TASK: Return the lines exactly as they stand, from the first of the material through the line containing "MdCheckCircle, MdExpandMore, MdMenu".

DATASET CONTENT:
____
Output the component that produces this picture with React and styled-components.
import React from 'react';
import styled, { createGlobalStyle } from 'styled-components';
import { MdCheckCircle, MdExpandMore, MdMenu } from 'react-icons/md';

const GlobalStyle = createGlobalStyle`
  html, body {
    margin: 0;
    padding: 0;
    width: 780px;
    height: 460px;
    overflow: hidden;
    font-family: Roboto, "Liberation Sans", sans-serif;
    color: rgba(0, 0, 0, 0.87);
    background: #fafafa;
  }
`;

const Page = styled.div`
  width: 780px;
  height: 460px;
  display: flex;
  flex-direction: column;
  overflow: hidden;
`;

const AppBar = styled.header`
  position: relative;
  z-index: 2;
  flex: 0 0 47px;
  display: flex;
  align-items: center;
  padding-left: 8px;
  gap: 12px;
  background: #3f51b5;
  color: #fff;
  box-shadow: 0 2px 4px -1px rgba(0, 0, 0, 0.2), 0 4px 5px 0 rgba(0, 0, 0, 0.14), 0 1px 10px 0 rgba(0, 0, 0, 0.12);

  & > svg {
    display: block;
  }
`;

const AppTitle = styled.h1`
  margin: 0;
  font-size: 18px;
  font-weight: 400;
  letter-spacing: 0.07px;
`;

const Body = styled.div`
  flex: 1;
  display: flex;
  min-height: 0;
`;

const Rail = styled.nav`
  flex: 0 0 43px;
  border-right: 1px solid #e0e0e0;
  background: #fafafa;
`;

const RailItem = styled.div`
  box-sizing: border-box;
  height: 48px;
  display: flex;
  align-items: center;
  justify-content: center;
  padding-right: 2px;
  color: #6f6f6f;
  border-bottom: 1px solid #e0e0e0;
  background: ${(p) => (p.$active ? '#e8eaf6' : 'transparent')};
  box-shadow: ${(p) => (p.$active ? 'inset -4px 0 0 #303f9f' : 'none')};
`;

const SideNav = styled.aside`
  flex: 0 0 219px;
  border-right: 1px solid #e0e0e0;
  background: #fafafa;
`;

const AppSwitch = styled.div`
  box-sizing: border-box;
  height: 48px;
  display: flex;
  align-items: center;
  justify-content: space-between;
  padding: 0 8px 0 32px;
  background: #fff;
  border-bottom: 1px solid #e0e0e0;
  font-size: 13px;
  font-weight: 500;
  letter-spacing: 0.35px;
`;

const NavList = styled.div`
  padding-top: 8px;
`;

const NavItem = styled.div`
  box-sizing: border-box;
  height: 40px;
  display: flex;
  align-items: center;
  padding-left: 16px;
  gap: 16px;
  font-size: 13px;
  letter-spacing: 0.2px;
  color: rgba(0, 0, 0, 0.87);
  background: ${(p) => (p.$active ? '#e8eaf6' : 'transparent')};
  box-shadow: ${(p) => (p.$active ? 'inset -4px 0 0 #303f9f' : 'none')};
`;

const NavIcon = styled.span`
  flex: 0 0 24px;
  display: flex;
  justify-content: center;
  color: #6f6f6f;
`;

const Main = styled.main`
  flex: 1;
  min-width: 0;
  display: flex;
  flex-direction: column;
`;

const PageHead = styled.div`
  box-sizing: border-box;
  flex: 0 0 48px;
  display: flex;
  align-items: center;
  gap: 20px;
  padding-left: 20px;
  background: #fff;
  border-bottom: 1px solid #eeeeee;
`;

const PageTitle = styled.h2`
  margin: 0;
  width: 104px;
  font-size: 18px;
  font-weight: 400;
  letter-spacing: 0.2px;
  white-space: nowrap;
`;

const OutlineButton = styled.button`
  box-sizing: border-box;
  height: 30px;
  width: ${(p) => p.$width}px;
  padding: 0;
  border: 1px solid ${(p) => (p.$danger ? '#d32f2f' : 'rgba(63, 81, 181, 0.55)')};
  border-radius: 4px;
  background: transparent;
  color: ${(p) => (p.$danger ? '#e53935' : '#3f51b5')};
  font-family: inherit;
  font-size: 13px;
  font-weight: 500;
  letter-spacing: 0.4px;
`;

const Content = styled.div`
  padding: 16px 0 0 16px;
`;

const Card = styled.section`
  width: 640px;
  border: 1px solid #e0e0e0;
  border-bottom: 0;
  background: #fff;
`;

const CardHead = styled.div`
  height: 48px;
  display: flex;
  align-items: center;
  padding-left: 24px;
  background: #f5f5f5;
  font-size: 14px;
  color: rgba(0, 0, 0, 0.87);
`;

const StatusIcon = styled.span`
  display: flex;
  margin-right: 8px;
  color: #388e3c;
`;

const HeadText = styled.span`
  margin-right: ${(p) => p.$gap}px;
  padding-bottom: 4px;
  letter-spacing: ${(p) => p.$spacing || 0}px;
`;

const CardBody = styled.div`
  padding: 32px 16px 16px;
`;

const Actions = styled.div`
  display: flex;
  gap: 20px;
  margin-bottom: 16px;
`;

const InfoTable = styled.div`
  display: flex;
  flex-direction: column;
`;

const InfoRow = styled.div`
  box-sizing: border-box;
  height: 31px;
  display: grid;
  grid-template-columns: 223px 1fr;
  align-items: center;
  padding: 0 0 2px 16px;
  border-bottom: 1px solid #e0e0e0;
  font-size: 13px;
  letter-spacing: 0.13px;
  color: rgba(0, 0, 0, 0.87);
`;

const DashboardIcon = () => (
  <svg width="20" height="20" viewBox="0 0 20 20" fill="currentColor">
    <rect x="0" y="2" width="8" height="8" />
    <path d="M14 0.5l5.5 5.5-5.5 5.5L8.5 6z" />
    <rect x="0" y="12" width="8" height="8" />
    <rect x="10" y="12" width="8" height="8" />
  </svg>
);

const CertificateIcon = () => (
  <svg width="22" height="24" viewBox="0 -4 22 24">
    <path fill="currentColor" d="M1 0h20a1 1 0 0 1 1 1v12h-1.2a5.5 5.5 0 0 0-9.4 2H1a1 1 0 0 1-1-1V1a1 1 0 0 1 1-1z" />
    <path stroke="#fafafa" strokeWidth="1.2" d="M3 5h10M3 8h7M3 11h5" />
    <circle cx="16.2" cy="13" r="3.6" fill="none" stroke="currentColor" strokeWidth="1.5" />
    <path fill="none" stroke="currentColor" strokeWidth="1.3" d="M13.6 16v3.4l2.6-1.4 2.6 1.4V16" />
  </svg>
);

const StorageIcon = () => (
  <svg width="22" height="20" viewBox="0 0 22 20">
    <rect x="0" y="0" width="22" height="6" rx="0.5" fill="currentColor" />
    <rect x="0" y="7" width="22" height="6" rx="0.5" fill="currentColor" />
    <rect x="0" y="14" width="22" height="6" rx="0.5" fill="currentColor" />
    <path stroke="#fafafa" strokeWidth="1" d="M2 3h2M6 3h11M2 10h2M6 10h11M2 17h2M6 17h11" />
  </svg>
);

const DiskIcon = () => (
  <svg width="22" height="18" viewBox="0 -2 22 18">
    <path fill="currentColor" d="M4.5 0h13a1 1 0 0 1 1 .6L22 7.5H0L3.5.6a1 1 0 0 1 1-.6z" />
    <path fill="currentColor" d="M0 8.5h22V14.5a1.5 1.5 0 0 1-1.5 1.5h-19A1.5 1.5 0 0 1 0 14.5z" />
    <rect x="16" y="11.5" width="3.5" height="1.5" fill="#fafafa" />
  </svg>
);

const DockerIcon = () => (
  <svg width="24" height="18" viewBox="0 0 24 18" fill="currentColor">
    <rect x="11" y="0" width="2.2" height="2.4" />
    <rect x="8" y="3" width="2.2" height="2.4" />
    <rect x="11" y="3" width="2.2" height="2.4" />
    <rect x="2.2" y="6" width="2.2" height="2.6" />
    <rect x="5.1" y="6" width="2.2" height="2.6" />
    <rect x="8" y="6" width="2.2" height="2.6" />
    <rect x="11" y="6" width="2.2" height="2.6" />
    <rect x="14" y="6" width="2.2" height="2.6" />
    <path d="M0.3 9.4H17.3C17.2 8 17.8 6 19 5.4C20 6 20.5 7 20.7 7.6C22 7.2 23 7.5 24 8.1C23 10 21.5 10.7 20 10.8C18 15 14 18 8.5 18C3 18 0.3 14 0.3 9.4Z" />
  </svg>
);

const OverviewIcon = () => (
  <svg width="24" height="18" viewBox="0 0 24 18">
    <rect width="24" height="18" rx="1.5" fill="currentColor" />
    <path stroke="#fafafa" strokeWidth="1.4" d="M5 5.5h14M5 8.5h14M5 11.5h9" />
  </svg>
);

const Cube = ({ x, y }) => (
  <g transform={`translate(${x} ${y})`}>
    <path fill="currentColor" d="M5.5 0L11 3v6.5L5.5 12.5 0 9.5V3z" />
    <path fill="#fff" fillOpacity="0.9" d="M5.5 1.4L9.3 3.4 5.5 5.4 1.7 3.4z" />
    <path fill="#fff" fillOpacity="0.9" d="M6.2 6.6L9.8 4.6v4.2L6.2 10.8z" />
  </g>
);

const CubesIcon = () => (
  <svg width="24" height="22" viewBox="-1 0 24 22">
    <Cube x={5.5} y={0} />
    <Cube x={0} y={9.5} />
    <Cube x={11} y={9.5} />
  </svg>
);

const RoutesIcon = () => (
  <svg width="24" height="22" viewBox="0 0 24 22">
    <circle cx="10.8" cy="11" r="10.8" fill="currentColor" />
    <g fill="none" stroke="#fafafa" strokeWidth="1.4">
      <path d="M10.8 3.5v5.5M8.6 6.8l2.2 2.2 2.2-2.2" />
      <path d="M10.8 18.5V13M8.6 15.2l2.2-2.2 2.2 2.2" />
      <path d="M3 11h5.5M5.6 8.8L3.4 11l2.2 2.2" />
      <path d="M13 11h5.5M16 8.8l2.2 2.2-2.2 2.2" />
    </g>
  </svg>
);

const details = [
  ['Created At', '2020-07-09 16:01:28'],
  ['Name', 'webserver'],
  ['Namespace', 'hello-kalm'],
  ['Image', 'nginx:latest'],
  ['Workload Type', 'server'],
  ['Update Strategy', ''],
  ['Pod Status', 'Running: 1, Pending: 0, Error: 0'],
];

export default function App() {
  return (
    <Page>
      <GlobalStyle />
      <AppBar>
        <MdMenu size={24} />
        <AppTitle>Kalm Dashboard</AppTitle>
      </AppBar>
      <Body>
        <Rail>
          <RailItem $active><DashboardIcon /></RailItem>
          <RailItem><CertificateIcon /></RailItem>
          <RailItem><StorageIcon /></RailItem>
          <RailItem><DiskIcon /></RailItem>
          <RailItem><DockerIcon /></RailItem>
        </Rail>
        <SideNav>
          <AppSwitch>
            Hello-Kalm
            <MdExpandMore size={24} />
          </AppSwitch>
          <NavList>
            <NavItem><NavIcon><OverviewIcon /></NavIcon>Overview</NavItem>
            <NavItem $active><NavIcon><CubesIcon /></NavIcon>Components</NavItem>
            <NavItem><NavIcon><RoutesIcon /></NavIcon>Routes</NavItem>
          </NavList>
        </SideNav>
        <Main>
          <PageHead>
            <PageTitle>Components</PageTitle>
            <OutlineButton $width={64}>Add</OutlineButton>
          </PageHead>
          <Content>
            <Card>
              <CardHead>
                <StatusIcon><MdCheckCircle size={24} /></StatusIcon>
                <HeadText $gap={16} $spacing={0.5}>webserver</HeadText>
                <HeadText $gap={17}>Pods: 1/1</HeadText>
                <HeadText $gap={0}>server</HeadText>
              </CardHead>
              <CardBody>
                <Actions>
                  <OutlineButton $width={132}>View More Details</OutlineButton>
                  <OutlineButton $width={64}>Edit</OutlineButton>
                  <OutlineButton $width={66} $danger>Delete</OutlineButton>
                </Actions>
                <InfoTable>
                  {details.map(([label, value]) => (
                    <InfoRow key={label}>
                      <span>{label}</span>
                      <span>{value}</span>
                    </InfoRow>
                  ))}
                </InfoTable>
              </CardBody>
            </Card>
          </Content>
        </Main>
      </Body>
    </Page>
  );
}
____
REPLY:
Output the component that produces this picture with React and styled-components.
import React from 'react';
import styled, { createGlobalStyle } from 'styled-components';
import { MdCheckCircle, MdExpandMore, MdMenu } from 'react-icons/md';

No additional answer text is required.